### Exercise details
Output each line exactly as it appears, skipping any embedded picture.

BEGIN Data lines

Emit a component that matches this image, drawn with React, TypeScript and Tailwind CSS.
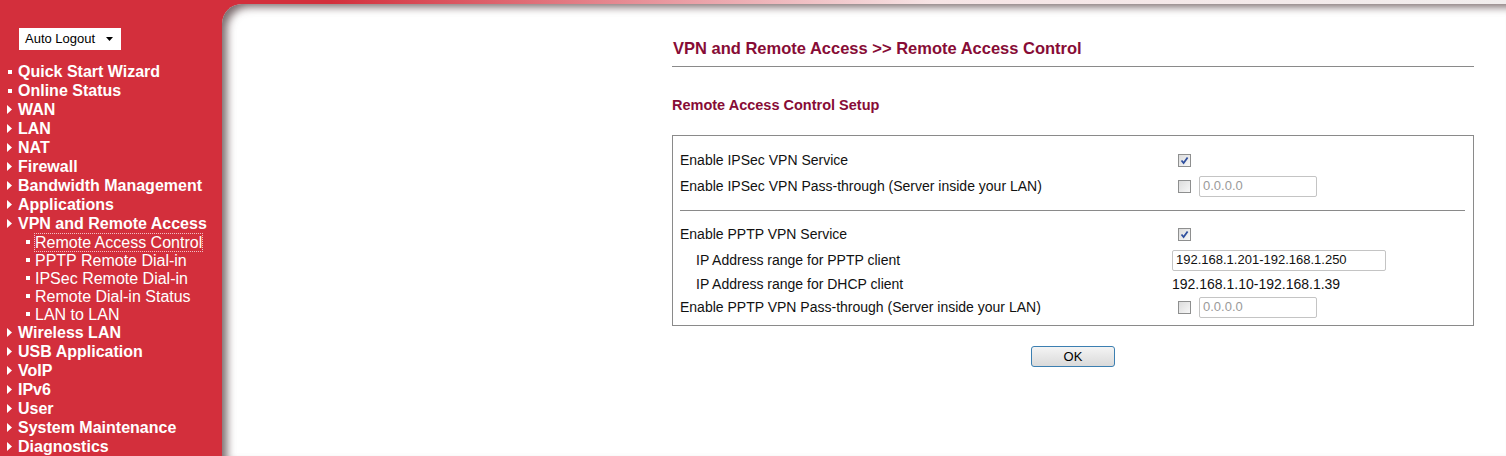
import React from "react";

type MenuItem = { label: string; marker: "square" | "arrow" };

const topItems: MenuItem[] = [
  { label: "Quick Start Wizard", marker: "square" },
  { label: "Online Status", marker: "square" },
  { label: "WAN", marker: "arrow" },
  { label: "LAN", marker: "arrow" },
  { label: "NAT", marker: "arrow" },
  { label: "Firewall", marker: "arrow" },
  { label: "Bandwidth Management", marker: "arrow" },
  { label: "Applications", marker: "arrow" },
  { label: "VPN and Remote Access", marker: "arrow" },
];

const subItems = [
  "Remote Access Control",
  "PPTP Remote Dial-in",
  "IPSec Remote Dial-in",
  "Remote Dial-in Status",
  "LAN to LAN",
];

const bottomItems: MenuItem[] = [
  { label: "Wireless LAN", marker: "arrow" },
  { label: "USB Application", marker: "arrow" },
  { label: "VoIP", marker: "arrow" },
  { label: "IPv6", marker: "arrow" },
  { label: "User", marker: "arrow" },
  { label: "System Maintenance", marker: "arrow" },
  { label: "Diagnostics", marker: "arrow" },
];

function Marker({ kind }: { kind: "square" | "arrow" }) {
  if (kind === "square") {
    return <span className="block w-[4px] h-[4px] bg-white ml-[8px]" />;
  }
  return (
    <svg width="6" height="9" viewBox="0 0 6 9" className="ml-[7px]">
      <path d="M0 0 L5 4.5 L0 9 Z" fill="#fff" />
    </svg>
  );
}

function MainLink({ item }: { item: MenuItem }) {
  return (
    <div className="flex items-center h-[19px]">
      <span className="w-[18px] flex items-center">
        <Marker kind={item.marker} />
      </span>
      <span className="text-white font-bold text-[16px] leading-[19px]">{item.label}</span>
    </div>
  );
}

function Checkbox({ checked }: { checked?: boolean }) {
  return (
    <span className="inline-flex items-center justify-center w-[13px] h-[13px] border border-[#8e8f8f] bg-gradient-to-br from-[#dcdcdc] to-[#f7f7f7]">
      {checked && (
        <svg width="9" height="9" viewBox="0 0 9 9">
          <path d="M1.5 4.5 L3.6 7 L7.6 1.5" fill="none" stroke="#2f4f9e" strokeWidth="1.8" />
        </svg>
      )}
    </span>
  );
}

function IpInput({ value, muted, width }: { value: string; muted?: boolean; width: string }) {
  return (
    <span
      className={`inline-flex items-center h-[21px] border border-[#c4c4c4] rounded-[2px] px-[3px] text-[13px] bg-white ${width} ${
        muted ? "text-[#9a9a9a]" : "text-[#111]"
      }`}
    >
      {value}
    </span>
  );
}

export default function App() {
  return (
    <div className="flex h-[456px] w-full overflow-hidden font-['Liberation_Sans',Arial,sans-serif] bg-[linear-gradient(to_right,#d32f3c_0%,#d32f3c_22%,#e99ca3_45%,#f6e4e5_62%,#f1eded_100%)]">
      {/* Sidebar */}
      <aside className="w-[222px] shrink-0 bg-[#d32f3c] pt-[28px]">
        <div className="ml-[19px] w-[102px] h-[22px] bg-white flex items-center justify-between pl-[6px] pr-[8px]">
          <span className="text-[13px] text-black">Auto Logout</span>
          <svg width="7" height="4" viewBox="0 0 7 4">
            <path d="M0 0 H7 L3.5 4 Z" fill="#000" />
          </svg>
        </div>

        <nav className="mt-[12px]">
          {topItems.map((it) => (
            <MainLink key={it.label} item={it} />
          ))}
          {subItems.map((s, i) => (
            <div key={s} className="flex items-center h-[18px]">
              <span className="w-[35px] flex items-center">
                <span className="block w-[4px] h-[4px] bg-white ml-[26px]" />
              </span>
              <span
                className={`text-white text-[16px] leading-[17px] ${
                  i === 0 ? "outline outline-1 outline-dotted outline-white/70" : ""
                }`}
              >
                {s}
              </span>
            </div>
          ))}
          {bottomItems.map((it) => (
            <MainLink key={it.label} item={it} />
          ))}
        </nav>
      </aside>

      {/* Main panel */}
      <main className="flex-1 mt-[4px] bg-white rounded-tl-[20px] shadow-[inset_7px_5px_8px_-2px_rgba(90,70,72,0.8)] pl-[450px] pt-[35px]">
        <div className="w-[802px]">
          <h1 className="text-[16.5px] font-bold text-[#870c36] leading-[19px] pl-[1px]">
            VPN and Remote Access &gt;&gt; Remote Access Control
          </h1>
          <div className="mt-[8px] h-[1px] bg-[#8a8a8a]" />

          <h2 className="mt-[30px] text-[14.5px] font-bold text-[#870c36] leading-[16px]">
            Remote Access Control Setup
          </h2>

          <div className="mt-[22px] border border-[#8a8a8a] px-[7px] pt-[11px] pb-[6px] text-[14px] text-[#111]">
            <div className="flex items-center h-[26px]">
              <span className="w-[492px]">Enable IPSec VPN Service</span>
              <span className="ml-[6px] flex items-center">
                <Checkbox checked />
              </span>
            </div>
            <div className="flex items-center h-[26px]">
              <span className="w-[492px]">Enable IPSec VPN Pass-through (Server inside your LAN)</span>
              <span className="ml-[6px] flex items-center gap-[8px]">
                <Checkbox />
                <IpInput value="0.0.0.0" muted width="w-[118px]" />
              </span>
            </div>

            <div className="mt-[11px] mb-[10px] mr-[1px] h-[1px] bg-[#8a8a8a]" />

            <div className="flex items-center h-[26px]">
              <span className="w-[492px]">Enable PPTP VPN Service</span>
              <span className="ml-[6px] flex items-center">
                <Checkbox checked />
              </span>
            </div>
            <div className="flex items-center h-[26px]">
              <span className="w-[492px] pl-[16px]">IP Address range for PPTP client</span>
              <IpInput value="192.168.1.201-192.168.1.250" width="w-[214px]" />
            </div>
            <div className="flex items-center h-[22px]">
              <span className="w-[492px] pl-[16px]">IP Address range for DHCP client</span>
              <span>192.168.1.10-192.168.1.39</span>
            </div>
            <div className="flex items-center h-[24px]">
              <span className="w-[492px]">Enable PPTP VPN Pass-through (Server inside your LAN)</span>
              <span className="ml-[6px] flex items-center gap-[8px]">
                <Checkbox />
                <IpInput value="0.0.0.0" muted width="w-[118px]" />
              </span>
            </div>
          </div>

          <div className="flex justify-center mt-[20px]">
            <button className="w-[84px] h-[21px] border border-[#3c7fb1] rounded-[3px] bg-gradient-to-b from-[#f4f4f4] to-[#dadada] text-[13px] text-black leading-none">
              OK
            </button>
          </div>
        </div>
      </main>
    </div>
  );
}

END Data lines

### Reply to the task
Emit a component that matches this image, drawn with React, TypeScript and Tailwind CSS.
import React from "react";

type MenuItem = { label: string; marker: "square" | "arrow" };

const topItems: MenuItem[] = [
  { label: "Quick Start Wizard", marker: "square" },
  { label: "Online Status", marker: "square" },
  { label: "WAN", marker: "arrow" },
  { label: "LAN", marker: "arrow" },
  { label: "NAT", marker: "arrow" },
  { label: "Firewall", marker: "arrow" },
  { label: "Bandwidth Management", marker: "arrow" },
  { label: "Applications", marker: "arrow" },
  { label: "VPN and Remote Access", marker: "arrow" },
];

const subItems = [
  "Remote Access Control",
  "PPTP Remote Dial-in",
  "IPSec Remote Dial-in",
  "Remote Dial-in Status",
  "LAN to LAN",
];

const bottomItems: MenuItem[] = [
  { label: "Wireless LAN", marker: "arrow" },
  { label: "USB Application", marker: "arrow" },
  { label: "VoIP", marker: "arrow" },
  { label: "IPv6", marker: "arrow" },
  { label: "User", marker: "arrow" },
  { label: "System Maintenance", marker: "arrow" },
  { label: "Diagnostics", marker: "arrow" },
];

function Marker({ kind }: { kind: "square" | "arrow" }) {
  if (kind === "square") {
    return <span className="block w-[4px] h-[4px] bg-white ml-[8px]" />;
  }
  return (
    <svg width="6" height="9" viewBox="0 0 6 9" className="ml-[7px]">
      <path d="M0 0 L5 4.5 L0 9 Z" fill="#fff" />
    </svg>
  );
}

function MainLink({ item }: { item: MenuItem }) {
  return (
    <div className="flex items-center h-[19px]">
      <span className="w-[18px] flex items-center">
        <Marker kind={item.marker} />
      </span>
      <span className="text-white font-bold text-[16px] leading-[19px]">{item.label}</span>
    </div>
  );
}

function Checkbox({ checked }: { checked?: boolean }) {
  return (
    <span className="inline-flex items-center justify-center w-[13px] h-[13px] border border-[#8e8f8f] bg-gradient-to-br from-[#dcdcdc] to-[#f7f7f7]">
      {checked && (
        <svg width="9" height="9" viewBox="0 0 9 9">
          <path d="M1.5 4.5 L3.6 7 L7.6 1.5" fill="none" stroke="#2f4f9e" strokeWidth="1.8" />
        </svg>
      )}
    </span>
  );
}

function IpInput({ value, muted, width }: { value: string; muted?: boolean; width: string }) {
  return (
    <span
      className={`inline-flex items-center h-[21px] border border-[#c4c4c4] rounded-[2px] px-[3px] text-[13px] bg-white ${width} ${
        muted ? "text-[#9a9a9a]" : "text-[#111]"
      }`}
    >
      {value}
    </span>
  );
}

export default function App() {
  return (
    <div className="flex h-[456px] w-full overflow-hidden font-['Liberation_Sans',Arial,sans-serif] bg-[linear-gradient(to_right,#d32f3c_0%,#d32f3c_22%,#e99ca3_45%,#f6e4e5_62%,#f1eded_100%)]">
      {/* Sidebar */}
      <aside className="w-[222px] shrink-0 bg-[#d32f3c] pt-[28px]">
        <div className="ml-[19px] w-[102px] h-[22px] bg-white flex items-center justify-between pl-[6px] pr-[8px]">
          <span className="text-[13px] text-black">Auto Logout</span>
          <svg width="7" height="4" viewBox="0 0 7 4">
            <path d="M0 0 H7 L3.5 4 Z" fill="#000" />
          </svg>
        </div>

        <nav className="mt-[12px]">
          {topItems.map((it) => (
            <MainLink key={it.label} item={it} />
          ))}
          {subItems.map((s, i) => (
            <div key={s} className="flex items-center h-[18px]">
              <span className="w-[35px] flex items-center">
                <span className="block w-[4px] h-[4px] bg-white ml-[26px]" />
              </span>
              <span
                className={`text-white text-[16px] leading-[17px] ${
                  i === 0 ? "outline outline-1 outline-dotted outline-white/70" : ""
                }`}
              >
                {s}
              </span>
            </div>
          ))}
          {bottomItems.map((it) => (
            <MainLink key={it.label} item={it} />
          ))}
        </nav>
      </aside>

      {/* Main panel */}
      <main className="flex-1 mt-[4px] bg-white rounded-tl-[20px] shadow-[inset_7px_5px_8px_-2px_rgba(90,70,72,0.8)] pl-[450px] pt-[35px]">
        <div className="w-[802px]">
          <h1 className="text-[16.5px] font-bold text-[#870c36] leading-[19px] pl-[1px]">
            VPN and Remote Access &gt;&gt; Remote Access Control
          </h1>
          <div className="mt-[8px] h-[1px] bg-[#8a8a8a]" />

          <h2 className="mt-[30px] text-[14.5px] font-bold text-[#870c36] leading-[16px]">
            Remote Access Control Setup
          </h2>

          <div className="mt-[22px] border border-[#8a8a8a] px-[7px] pt-[11px] pb-[6px] text-[14px] text-[#111]">
            <div className="flex items-center h-[26px]">
              <span className="w-[492px]">Enable IPSec VPN Service</span>
              <span className="ml-[6px] flex items-center">
                <Checkbox checked />
              </span>
            </div>
            <div className="flex items-center h-[26px]">
              <span className="w-[492px]">Enable IPSec VPN Pass-through (Server inside your LAN)</span>
              <span className="ml-[6px] flex items-center gap-[8px]">
                <Checkbox />
                <IpInput value="0.0.0.0" muted width="w-[118px]" />
              </span>
            </div>

            <div className="mt-[11px] mb-[10px] mr-[1px] h-[1px] bg-[#8a8a8a]" />

            <div className="flex items-center h-[26px]">
              <span className="w-[492px]">Enable PPTP VPN Service</span>
              <span className="ml-[6px] flex items-center">
                <Checkbox checked />
              </span>
            </div>
            <div className="flex items-center h-[26px]">
              <span className="w-[492px] pl-[16px]">IP Address range for PPTP client</span>
              <IpInput value="192.168.1.201-192.168.1.250" width="w-[214px]" />
            </div>
            <div className="flex items-center h-[22px]">
              <span className="w-[492px] pl-[16px]">IP Address range for DHCP client</span>
              <span>192.168.1.10-192.168.1.39</span>
            </div>
            <div className="flex items-center h-[24px]">
              <span className="w-[492px]">Enable PPTP VPN Pass-through (Server inside your LAN)</span>
              <span className="ml-[6px] flex items-center gap-[8px]">
                <Checkbox />
                <IpInput value="0.0.0.0" muted width="w-[118px]" />
              </span>
            </div>
          </div>

          <div className="flex justify-center mt-[20px]">
            <button className="w-[84px] h-[21px] border border-[#3c7fb1] rounded-[3px] bg-gradient-to-b from-[#f4f4f4] to-[#dadada] text-[13px] text-black leading-none">
              OK
            </button>
          </div>
        </div>
      </main>
    </div>
  );
}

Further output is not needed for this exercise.